PreferThinker: Reasoning-based Personalized Image Preference Assessment
Shengqi Xu, Xinpeng Zhou, Yabo Zhang, Ming Liu, Tao Liang, Tianyu Zhang, Yalong Bai, Zuxuan Wu, Wangmeng Zuo
TL;DR
This work tackles personalized image preference assessment under limited per-user data by introducing a Visual Preference Profile that acts as a cross-user bridge. It presents PreferThinker, a predict-then-assess CoT-style framework that first predicts a user’s multi-dimensional profile from reference images and then generates interpretable, multi-dimensional scores for candidate images. The approach is supported by the PreferImg-CoT dataset and a two-stage training pipeline combining cold-start supervised fine-tuning with Group Relative Policy Optimization reinforcement learning, plus a similarity-aware reward to improve profile prediction.

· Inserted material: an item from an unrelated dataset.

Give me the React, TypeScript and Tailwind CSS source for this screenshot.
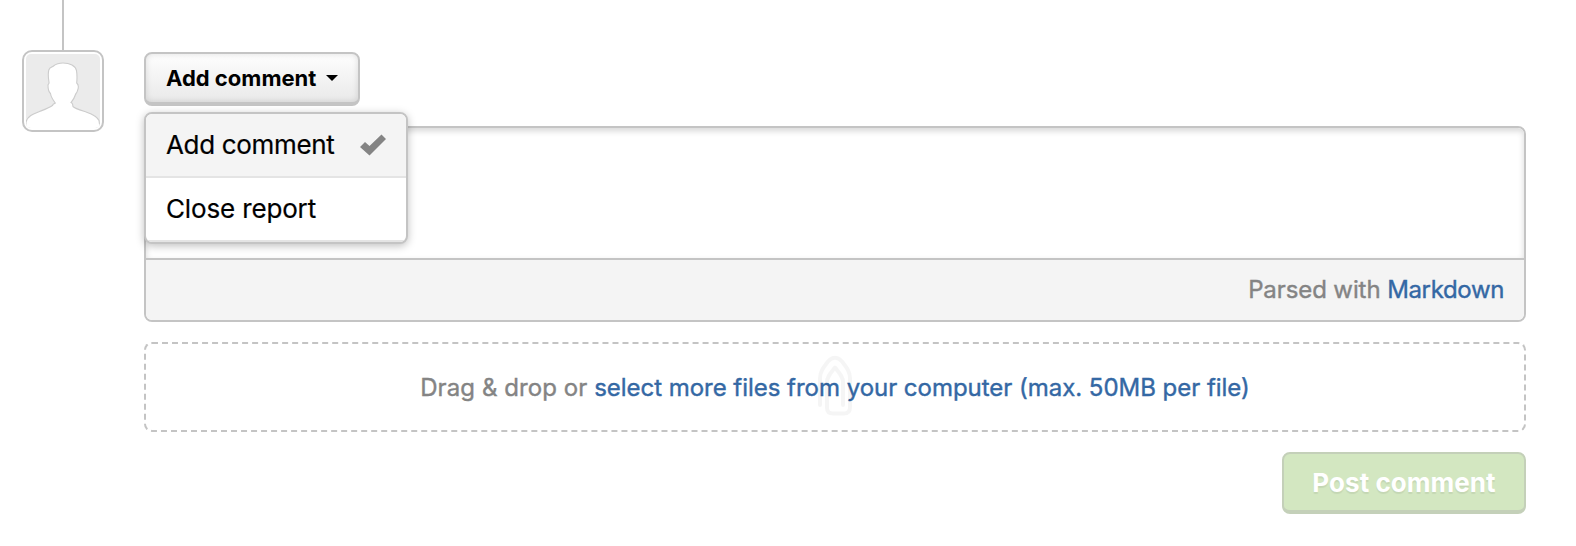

Empirical results on PreferImg and a real-user PickaPic benchmark show superior performance and interpretability, with strong generalization to unseen users and robustness to varying amounts of prior information, suggesting practical value for personalized image recommendations and generation.
Abstract
Personalized image preference assessment aims to evaluate an individual user's image preferences by relying only on a small set of reference images as prior information. Existing methods mainly focus on general preference assessment, training models with large-scale data to tackle well-defined tasks such as text-image alignment. However, these approaches struggle to handle personalized preference because user-specific data are scarce and not easily scalable, and individual tastes are often diverse and complex. To overcome these challenges, we introduce a common preference profile that serves as a bridge across users, allowing large-scale user data to be leveraged for training profile prediction and capturing complex personalized preferences. Building on this idea, we propose a reasoning-based personalized image preference assessment framework that follows a \textit{predict-then-assess} paradigm: it first predicts a user's preference profile from reference images, and then provides interpretable, multi-dimensional scores and assessments of candidate images based on the predicted profile. To support this, we first construct a large-scale Chain-of-Thought (CoT)-style personalized assessment dataset annotated with diverse user preference profiles and high-quality CoT-style reasoning, enabling explicit supervision of structured reasoning. Next, we adopt a two-stage training strategy: a cold-start supervised fine-tuning phase to empower the model with structured reasoning capabilities, followed by reinforcement learning to incentivize the model to explore more reasonable assessment paths and enhance generalization. Furthermore, we propose a similarity-aware prediction reward to encourage better prediction of the user's preference profile, which facilitates more reasonable assessments exploration. Extensive experiments demonstrate the superiority of the proposed method.